[Data lines]
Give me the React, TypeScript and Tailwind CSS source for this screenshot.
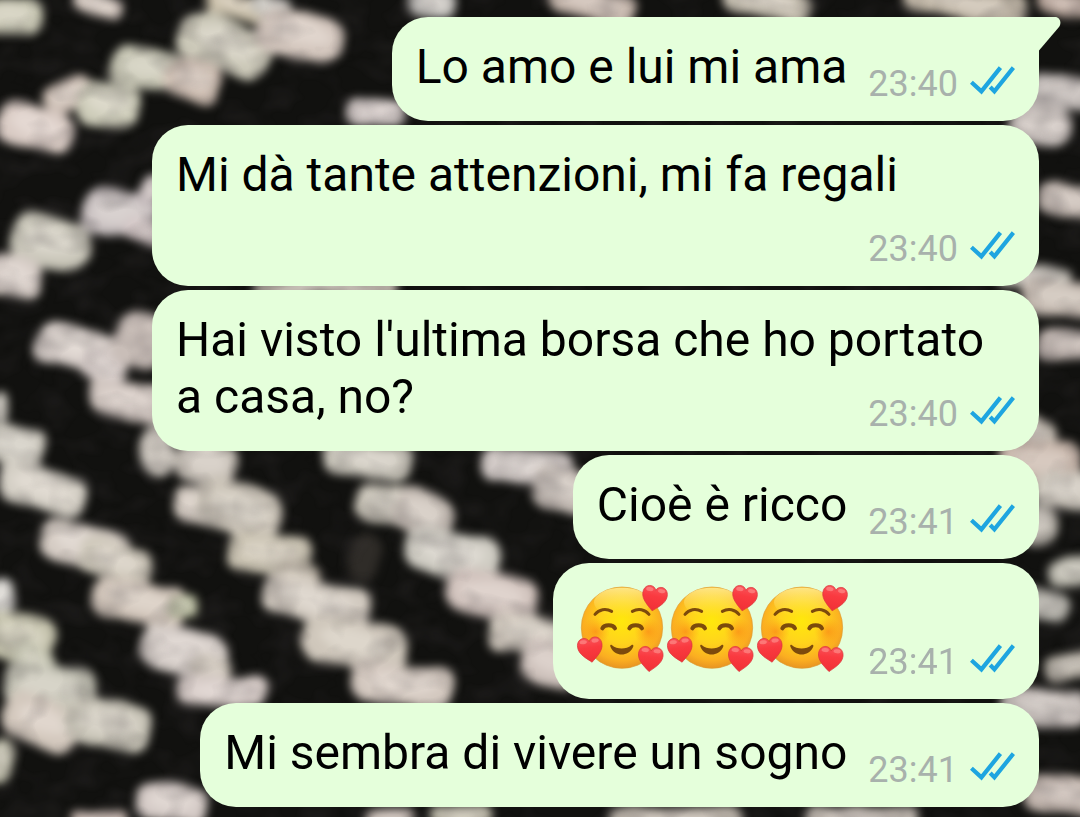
import React from 'react';

interface Message {
  id: number;
  text?: string;
  emojis?: number;
  time: string;
}

const messages: Message[] = [
  { id: 1, text: 'Lo amo e lui mi ama', time: '23:40' },
  { id: 2, text: 'Mi dà tante attenzioni, mi fa regali', time: '23:40' },
  { id: 3, text: "Hai visto l'ultima borsa che ho portato a casa, no?", time: '23:40' },
  { id: 4, text: 'Cioè è ricco', time: '23:41' },
  { id: 5, emojis: 3, time: '23:41' },
  { id: 6, text: 'Mi sembra di vivere un sogno', time: '23:41' },
];

// Light tufts of the woven wallpaper: cx, cy, rx, ry, rotation, color
type Tuft = [number, number, number, number, number, string];

const tufts: Tuft[] = [
  [12, 16, 30, 18, 0, '#c9c8b4'],
  [97, 5, 24, 12, 15, '#d0c4bc'],
  [235, 6, 30, 13, 15, '#c9bfa9'],
  [270, 6, 20, 13, 20, '#c5c2bc'],
  [225, 46, 46, 25, 24, '#cbc8b8'],
  [299, 35, 44, 22, 10, '#d3c6bd'],
  [148, 69, 38, 21, 5, '#c8c7b5'],
  [193, 80, 26, 20, 22, '#cfbfb3'],
  [68, 94, 26, 14, -28, '#cbbdb3'],
  [108, 104, 30, 21, 8, '#cdccb9'],
  [35, 128, 38, 21, 10, '#d9cbc4'],
  [376, 113, 30, 13, 5, '#d4cbc9'],
  [120, 214, 40, 22, 8, '#c8c0c0'],
  [150, 190, 12, 16, 20, '#c4babb'],
  [146, 232, 20, 12, 15, '#d1c4c4'],
  [50, 243, 41, 24, 8, '#c9c6b9'],
  [14, 276, 28, 21, 8, '#d5cbc5'],
  [76, 348, 40, 19, 14, '#d9d0cb'],
  [105, 366, 24, 15, 22, '#d0c6c3'],
  [140, 340, 28, 26, 20, '#c9beb8'],
  [128, 400, 40, 20, 12, '#d1c6c0'],
  [0, 408, 8, 18, 0, '#c3c0b7'],
  [14, 446, 30, 19, 14, '#cbc7bd'],
  [44, 488, 46, 22, 18, '#d4cfc5'],
  [158, 452, 16, 26, -10, '#cac4bc'],
  [206, 462, 30, 24, 20, '#c9c2b9'],
  [198, 506, 24, 18, 5, '#d1c8bf'],
  [238, 509, 42, 24, 22, '#cbc4b8'],
  [85, 546, 44, 20, 12, '#d5ccc4'],
  [115, 560, 36, 18, 18, '#cec8ba'],
  [138, 602, 46, 21, 10, '#d0c4b9'],
  [182, 606, 15, 10, 0, '#b9bd9f'],
  [0, 596, 14, 17, 0, '#d5d3cf'],
  [183, 650, 42, 24, 10, '#d4ccc7'],
  [210, 668, 18, 12, 20, '#c7bfb4'],
  [222, 691, 44, 16, 2, '#d6cbc7'],
  [18, 638, 36, 24, 15, '#c5c3ad'],
  [36, 660, 22, 14, 40, '#c4c4b1'],
  [50, 688, 46, 23, 8, '#c6c5b7'],
  [42, 722, 40, 24, 24, '#d3c8bd'],
  [108, 724, 44, 23, 14, '#c9c5b8'],
  [0, 760, 14, 22, 10, '#c2c0ad'],
  [172, 804, 36, 19, 8, '#d3c9c5'],
  [100, 820, 28, 11, 0, '#c4b4ad'],
  [368, 459, 46, 18, 8, '#ccc8bd'],
  [387, 503, 32, 18, 4, '#c9c4b8'],
  [424, 513, 31, 21, 26, '#c9c0b8'],
  [365, 556, 16, 26, 20, '#2f2c28'],
  [270, 554, 42, 20, 6, '#cac3b2'],
  [300, 576, 22, 14, 20, '#c2b9aa'],
  [316, 601, 54, 21, 12, '#d2cac0'],
  [354, 644, 52, 24, 12, '#cfc7bb'],
  [402, 684, 50, 21, 8, '#d3c8bf'],
  [452, 554, 48, 23, 10, '#cfccc3'],
  [492, 595, 47, 22, 14, '#d1c3bd'],
  [534, 636, 46, 19, 6, '#d2cabf'],
  [550, 664, 30, 24, 10, '#cdc1bb'],
  [528, 466, 46, 17, 4, '#cfc7c4'],
  [562, 490, 30, 22, 14, '#c9c0b9'],
  [325, 288, 72, 10, 0, '#b8b0a6'],
  [432, 3, 24, 13, 5, '#c4c2be'],
  [592, 4, 44, 16, 14, '#c6b7ad'],
  [768, 4, 44, 16, 12, '#c8c1b2'],
  [964, 2, 62, 16, 10, '#c3b9a9'],
  [1064, 3, 28, 12, 8, '#baa79c'],
  [1062, 92, 34, 17, 5, '#bfb8b5'],
  [1040, 124, 30, 20, 10, '#cac2be'],
  [1068, 199, 30, 16, 3, '#c4b9b2'],
  [1034, 277, 36, 12, 5, '#bfbbb3'],
  [1060, 298, 40, 17, 5, '#c5bab1'],
  [1068, 345, 30, 15, 5, '#bdb2ad'],
  [1030, 436, 28, 19, 20, '#c0b8ae'],
  [1040, 462, 42, 22, 8, '#c6b5aa'],
  [1066, 490, 34, 17, 5, '#c9c3b9'],
  [1038, 524, 20, 20, 0, '#b9b4ab'],
  [1072, 572, 24, 13, -8, '#b8b6ab'],
  [1046, 606, 24, 15, 10, '#b7b5ad'],
  [1072, 666, 28, 13, -12, '#b2aca2'],
  [1044, 708, 44, 18, 5, '#c8c0bc'],
  [1064, 795, 40, 19, 6, '#c5b8b0'],
  [390, 820, 26, 11, 0, '#c0b5ae'],
  [462, 816, 30, 11, 0, '#c3bfae'],
  [676, 820, 66, 14, 0, '#bdb5ab'],
  [862, 820, 54, 13, 0, '#bcb4ac'],
];

const Wallpaper: React.FC = () => (
  <svg
    className="absolute inset-0 -z-10 h-full w-full"
    viewBox="0 0 1080 817"
    preserveAspectRatio="xMidYMid slice"
    aria-hidden="true"
  >
    <defs>
      <filter
        id="weave"
        x="-40"
        y="-40"
        width="1160"
        height="897"
        filterUnits="userSpaceOnUse"
        colorInterpolationFilters="sRGB"
      >
        <feTurbulence type="fractalNoise" baseFrequency="0.02" numOctaves="2" seed="4" result="noise" />
        <feDisplacementMap in="SourceGraphic" in2="noise" scale="12" xChannelSelector="R" yChannelSelector="G" />
        <feGaussianBlur stdDeviation="4.6" />
      </filter>
      <filter
        id="grain"
        x="0"
        y="0"
        width="1080"
        height="817"
        filterUnits="userSpaceOnUse"
        colorInterpolationFilters="sRGB"
      >
        <feTurbulence type="fractalNoise" baseFrequency="0.03 0.04" numOctaves="2" seed="9" />
        <feColorMatrix values="0 0 0 0 0.25  0 0 0 0 0.23  0 0 0 0 0.24  2.4 0 0 0 -1" />
      </filter>
    </defs>
    <rect width="1080" height="817" fill="#11110f" />
    <g filter="url(#weave)">
      {tufts.map(([cx, cy, rx, ry, rot, fill], index) => (
        <g key={index} transform={`rotate(${rot} ${cx} ${cy})`}>
          <rect x={cx - rx} y={cy - ry} width={rx * 2} height={ry * 2} rx={ry * 0.75} fill={fill} />
          <ellipse cx={cx} cy={cy - ry * 0.1} rx={rx * 0.7} ry={ry * 0.55} fill="#fffaf2" opacity={ry > 25 ? 0 : 0.3} />
        </g>
      ))}
    </g>
    <rect width="1080" height="817" filter="url(#grain)" opacity="0.22" />
  </svg>
);

const DoubleCheck: React.FC = () => (
  <svg className="mb-2 h-[29px] w-[45px]" viewBox="0 0 45 29" fill="none" role="img" aria-label="Letto">
    <g stroke="#1ea5e0" strokeWidth="4.2" strokeLinejoin="miter">
      <path d="M1.4 16.2 11.4 25.4 30.4 1.6" />
      <path d="M20.2 21 24.4 25.4 43.4 1.6" />
    </g>
  </svg>
);

const Heart: React.FC<{ x: number; y: number; rotate: number }> = ({ x, y, rotate }) => (
  <g transform={`translate(${x} ${y}) rotate(${rotate})`}>
    <path
      d="M0 38C-12 27-37 10-37-12C-37-28-27-36-17-36C-8-36-2-31 0-24C2-31 8-36 17-36C27-36 37-28 37-12C37 10 12 27 0 38Z"
      fill="url(#heart)"
      stroke="#d9343a"
      strokeWidth="2"
    />
    <ellipse cx="-18" cy="-25" rx="11" ry="6" fill="#ff9c98" opacity="0.55" />
    <ellipse cx="18" cy="-25" rx="11" ry="6" fill="#ff9c98" opacity="0.55" />
  </g>
);

const LoveFace: React.FC = () => (
  <svg className="size-[90px] overflow-visible" viewBox="0 0 270 270" role="img" aria-label="🥰">
    <defs>
      <radialGradient id="face" cx="0.5" cy="0.42" r="0.6">
        <stop offset="0" stopColor="#ffe80c" />
        <stop offset="0.45" stopColor="#ffd41c" />
        <stop offset="0.8" stopColor="#fbae21" />
        <stop offset="1" stopColor="#e48f22" />
      </radialGradient>
      <linearGradient id="shine" x1="0" y1="0" x2="0" y2="1">
        <stop offset="0" stopColor="#fff4a8" stopOpacity="0.75" />
        <stop offset="1" stopColor="#ffe95c" stopOpacity="0" />
      </linearGradient>
      <radialGradient id="blush">
        <stop offset="0" stopColor="#fb8a16" stopOpacity="0.7" />
        <stop offset="1" stopColor="#fb9a16" stopOpacity="0" />
      </radialGradient>
      <linearGradient id="heart" x1="0" y1="0" x2="0" y2="1">
        <stop offset="0" stopColor="#f9545a" />
        <stop offset="0.4" stopColor="#fa3a40" />
        <stop offset="1" stopColor="#f03036" />
      </linearGradient>
    </defs>
    <circle cx="135" cy="128" r="122" fill="url(#face)" stroke="#dc9a30" strokeWidth="2" />
    <ellipse cx="135" cy="52" rx="84" ry="44" fill="url(#shine)" />
    <circle cx="56" cy="140" r="42" fill="url(#blush)" />
    <circle cx="214" cy="140" r="42" fill="url(#blush)" />
    <g fill="none" stroke="#7c4a0c" strokeLinecap="round">
      <path d="M54 88C66 73 86 69 104 79" strokeWidth="9" />
      <path d="M166 79C184 69 204 73 216 88" strokeWidth="9" />
      <path d="M76 130C82 118 108 118 114 130" strokeWidth="12" />
      <path d="M157 130C163 118 189 118 195 130" strokeWidth="12" />
    </g>
    <path
      d="M105 181C120 194 148 194 163 181C168 177 171 182 168 187C154 216 114 216 101 187C98 182 100 177 105 181Z"
      fill="#7c4a0c"
    />
    <Heart x={232} y={40} rotate={10} />
    <Heart x={40} y={194} rotate={-8} />
    <Heart x={220} y={222} rotate={6} />
  </svg>
);

const Meta: React.FC<{ time: string }> = ({ time }) => (
  <span className="float-right mt-[18px] -mb-[18px] ml-[21px] flex h-[57px] items-center gap-3">
    <time className="text-4xl leading-[57px] text-[#a8b1ac]">{time}</time>
    <DoubleCheck />
  </span>
);

const Bubble: React.FC<{ message: Message; tail: boolean }> = ({ message, tail }) => (
  <li
    className={`relative max-w-full bg-[#e5ffdb] px-6 pt-[21px] pb-[26px] text-5xl leading-[57px] text-black ${
      tail ? 'rounded-[36px] rounded-tr-none' : 'rounded-[36px]'
    }`}
  >
    {message.emojis ? (
      <div className="flex items-end">
        <div className="flex h-[89px] pt-px">
          {Array.from({ length: message.emojis }, (_, i) => (
            <LoveFace key={i} />
          ))}
        </div>
        <Meta time={message.time} />
      </div>
    ) : (
      <p>
        {message.text}
        <Meta time={message.time} />
      </p>
    )}
    {tail && (
      <svg className="absolute top-0 left-full h-[34px] w-[22px]" viewBox="0 0 22 34" aria-hidden="true">
        <path d="M-1 0H16C21 0 23 6 20 10L0 33.5H-1Z" fill="#e5ffdb" />
      </svg>
    )}
  </li>
);

export default function App() {
  return (
    <main className="relative isolate min-h-screen overflow-hidden font-[Roboto,sans-serif]">
      <Wallpaper />
      <ul className="flex flex-col items-end gap-1 pt-[17px] pr-[41px] pb-[10px] pl-38">
        {messages.map((message, index) => (
          <Bubble key={message.id} message={message} tail={index === 0} />
        ))}
      </ul>
    </main>
  );
}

[Exercise objective] Find every line holding the word "React"; give their count and nothing else.

[Response to the exercise] 8